EXERCISE GOAL
Nothing after the line with "import React from" belongs in the copy; extract the lines below from the top through that line, pictures left out.
---------- DATASET EXCERPT
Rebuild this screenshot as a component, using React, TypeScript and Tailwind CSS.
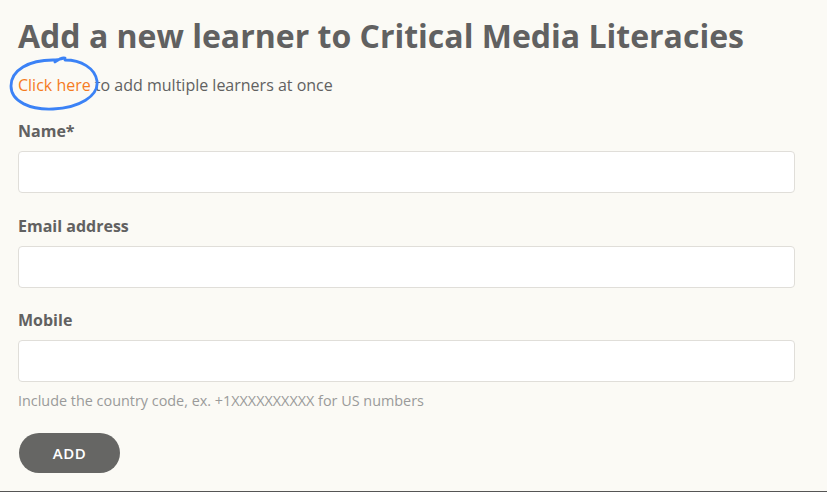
import React from "react";

export default function App() {
  return (
    <div className="min-h-[492px] w-full bg-[#fbfaf5] text-[#616161] border-b border-[#555]" style={{ fontFamily: '"Open Sans", sans-serif' }}>
      <div className="pl-[18px] pr-[32px] pt-[14px] flex flex-col">
        <h1 className="text-[32px] leading-[44px] font-bold text-[#616161]">Add a new learner to Critical Media Literacies</h1>
        <div className="relative mt-[16px] text-[16px] leading-[22px]">
          <span className="text-[#f57c1f]">Click here</span> to add multiple learners at once
          <svg className="absolute left-[-9px] top-[-18px]" width="92" height="58" viewBox="0 0 92 58" fill="none">
            <path d="M46 6 C 50 3, 53 1, 56 2 C 52 3, 48 4, 44 4 C 20 4, 2 14, 2 30 C 2 46, 22 54, 44 53 C 70 52, 90 40, 88 25 C 86 12, 72 4, 56 4" stroke="#3b82f6" strokeWidth="2.8" strokeLinecap="round" strokeLinejoin="round" />
          </svg>
        </div>
        <label className="mt-[24px] text-[16px] leading-[22px] font-bold">Name*</label>
        <input className="mt-[9px] h-[42px] w-full rounded-[4px] border border-[#e0ded9] bg-white" />
        <label className="mt-[22px] text-[16px] leading-[22px] font-bold">Email address</label>
        <input className="mt-[9px] h-[42px] w-full rounded-[4px] border border-[#e0ded9] bg-white" />
        <label className="mt-[21px] text-[16px] leading-[22px] font-bold">Mobile</label>
        <input className="mt-[9px] h-[42px] w-full rounded-[4px] border border-[#e0ded9] bg-white" />
        <p className="mt-[9px] text-[14.4px] leading-[20px] text-[#9a9a9a]">Include the country code, ex. +1XXXXXXXXXX for US numbers</p>
        <div className="mt-[22px]">
          <button className="ml-[1px] h-[40px] w-[101px] rounded-full bg-[#666664] text-white text-[15px] font-semibold tracking-[0.5px]">ADD</button>
        </div>
      </div>
    </div>
  );
}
--------------------
RIGHT ANSWER
Rebuild this screenshot as a component, using React, TypeScript and Tailwind CSS.
import React from "react";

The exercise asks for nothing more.